I must further add, in regard to a point which was touched upon by Lord Deas, that if in this case the declaration and provision contained In the testing clause could be accepted as an effectual part of the deed entitled to receive effect, I think it would be of no real importance or value in the question between the parties, for I think it was only an additional provision showing the testator's anxiety to do what he had already effectually done in giving the discretion and powers to his trustees which I have already fully considered, and which empowered them to restrict the right of the children to a liferent “on such conditions and under such restrictions and limitations and for such uses” as the trustees in their discretion might deem most expedient, which are the words of the deed.
I am of opinion that the defenders should be assoilzied from the conclusions of the action.
Page: 73↓
On the other part of the case, as the Court is not agreed on the effect of the deed of settlement apart from that clause, I shall endeavour to explain what I think is its true construction, and what is the effect of the diligence used by the creditors. The leading provision as to the disposal of the residue is—“I appoint my trustees to hold, apply, pay, and convey the same, and the interest and other annual produce thereof, to and for behoof of the children of the marriage between me and Mrs Anne Kirkwood or Chambers, now deceased, equally among them, with the exception of my son the said William Chambers, and with and under the exceptions and modifications to be afterwards stated, payable in the case of such as are major six months after my decease.” Now, I quite concede that the right given there in general terms is to be subject to the “exceptions and modifications” that follow, and is to be qualified by them; but it is material to observe that after this clause as to the disposal of the residue there occurs another clause, which is most important, and of whose meaning, taken by itself, there can be no dispute—“Declaring that the whole provisions in favour of my said children shall at my death vest in those surviving me.” The meaning of that clause certainly is that the right of each child is to vest on the death of the testator, and but for what follows that vesting would be complete and absolute.
The sole question therefore is—How far is the effect of this clause taken off or modified by what follows? It would be strange if the effect of that modification were that in certain events the shares should not vest at death. That would simply undo what has immediately preceded, and that has not been done. But it is quite possible that a provision may vest and yet in certain events be subject to defeasance. An entailed estate, for instance, may vest fully in an heir of entail and yet be subject to defeasance. There have been instances of that in cases that have come before this Court; and if this is possible in the case of an entailed estate, it may certainly take place in consequence of provisions in a deed which were made with that purpose. If the clauses that follow are resolutive and not suspensive, vesting takes place as fully and completely as if there had been no conditions appended. The fallacy in the opinion of my brother Lord Shand, it appears to me, lies in this—that he has overlooked the distinction between resolutive and suspensive conditions. What is the effect of the conditions and exceptions that follow? As regards the first part of them, they are neither concerned with vesting nor divesting. They merely deal with the term at which the provisions are to be payable, and if there had been here a postponement of payment by the trustees in virtue of that power, the effect would be, not certainly to make this arrestment bad, but the right of the arresting creditors to make their arrestment effectual would have been postponed.

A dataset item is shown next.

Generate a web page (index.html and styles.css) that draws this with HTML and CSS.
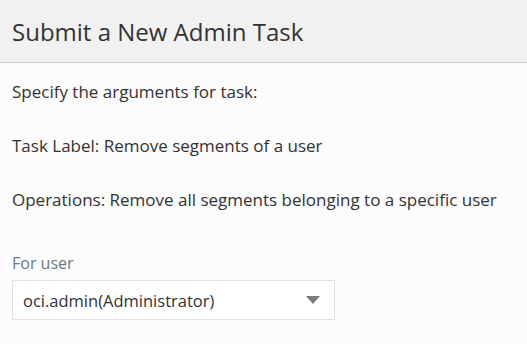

Passing over that clause, we come to a clause empowering the trustees to create new trustees or to constitute themselves new trustees, to provide that the beneficiaries are not to be entitled to more than the liferent of the provisions, and that the capital is to be settled on their children, “on such conditions and under such restrictions and limitations and for such uses as my trustees in their discretion may deem most expedient.” Now, I quite admit that by that deed which the trustees have executed they divested the legatee, when it was executed, of the right which had previously vested in him. This is therefore a resolutive condition; but till it was executed the fee of the residue remained vested in the beneficiary just as if no such condition existed. From that it follows that the fee existed in the legatee subject to the diligence of his creditors; and on that simple ground I hold that the deed executed by the trustees had no effect on the arrestment previously used by the creditors.
The Court pronounced the following interocutor:—
“The Lords having resumed consideration of the reclaiming note and heard counsel. Recal the interlocutor of Lord Young, of date 22d February 1877, reclaimed against: Repel the defences; and decern in the furth-coming in terms of the first alternative conclusion of the summons to the extent of the sums of £2294, 1s. 10d. and £4, 6s. therein mentioned: Find the pursuers entitled to expenses, and remit to the Auditor to tax the account thereof and report.”
Counsel for Pursuers— M'Laren—Keir. Agents— Adamson & Gulland, W.S.
Counsel for Defenders— Balfour—Mackintosh. Agents— Watt & Anderson, S.S.C.